Hosted by JANUS Associates, this document was developed by The National Security Agency (NSA) and the Cybersecurity Infrastructure Security Agency (CISA). Recommended Best Practices for Administrators, Identity and Access Management sets forth the IAM best practices for administrators to implement to address highly likely and highly impactful threats. It also identifies mitigation areas most effective in reducing the impacts of these threats to IAM.

Identity and access management (IAM) is a framework of business processes, policies, and technologies that facilitate the management of digital identities to ensure that users only gain access to data when they have the appropriate credentials. Inventorying, auditing, and tracking all identities and their access is imperative to ensure that proper IAM, including permissions and active status, is executed regularly.

Nation-state-led cyber operations have successfully accessed protected data by targeting the trust established within networks or by exploiting vulnerabilities in IAM products and IAM implementations. 80% of web application attacks leveraged stolen credentials, a technique used by both basic cyber criminals and nation-state bad actors. Additionally, excluding breaches based on user error and insider misuse, 40% of breaches involved stolen credentials, and nearly 20% involved phishing.

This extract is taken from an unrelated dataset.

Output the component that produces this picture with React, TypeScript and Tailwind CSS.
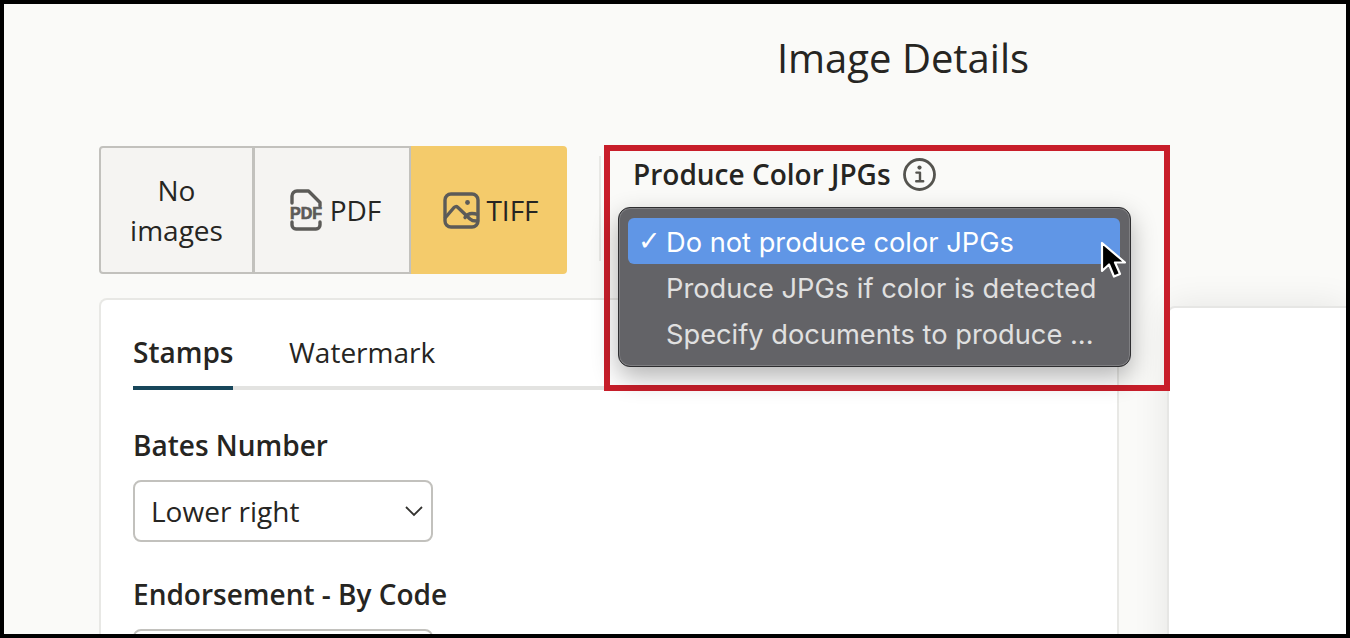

Recent and notable attacks include:

  • In 2021, compromised credentials were used to attack and shut down the Colonial National Gas Pipeline in the U.S.
  • In another 2021 cyberattack, an unknown attacker manipulated computer systems in a Florida water treatment plant to increase the concentration of sodium hydroxide in the water supply by a factor of 100.
  • In 2022, another attack targeted a water treatment plant in South Staffordshire, U.K.

This document focuses on identifying mitigations for the following techniques frequently used by bad actors:

  • Creating new accounts to maintain persistence.
  • Assuming control of accounts of former employees which were not suspended upon employee termination.
  • Exploiting vulnerabilities to forge authentication assertions (e.g. Kerberos tickets, Security Assertion Markup Language (SAML) assertions, OAuth2).
  • Utilizing or creating alternative access points to systems.
  • Exploiting or utilizing users with legitimate access.
  • Compromising passwords through a variety of tactics (e.g. phishing, multi-factor authentication (MFA) bypass, credential stuffing, password spraying, social engineering, brute force).
  • Gaining system access and exploiting stored credentials.
  • Exploiting default passwords in built-in or system accounts, exploiting active attacks to downgrade, and exploiting deprecated encryption, or plain-text protocols to access credentials.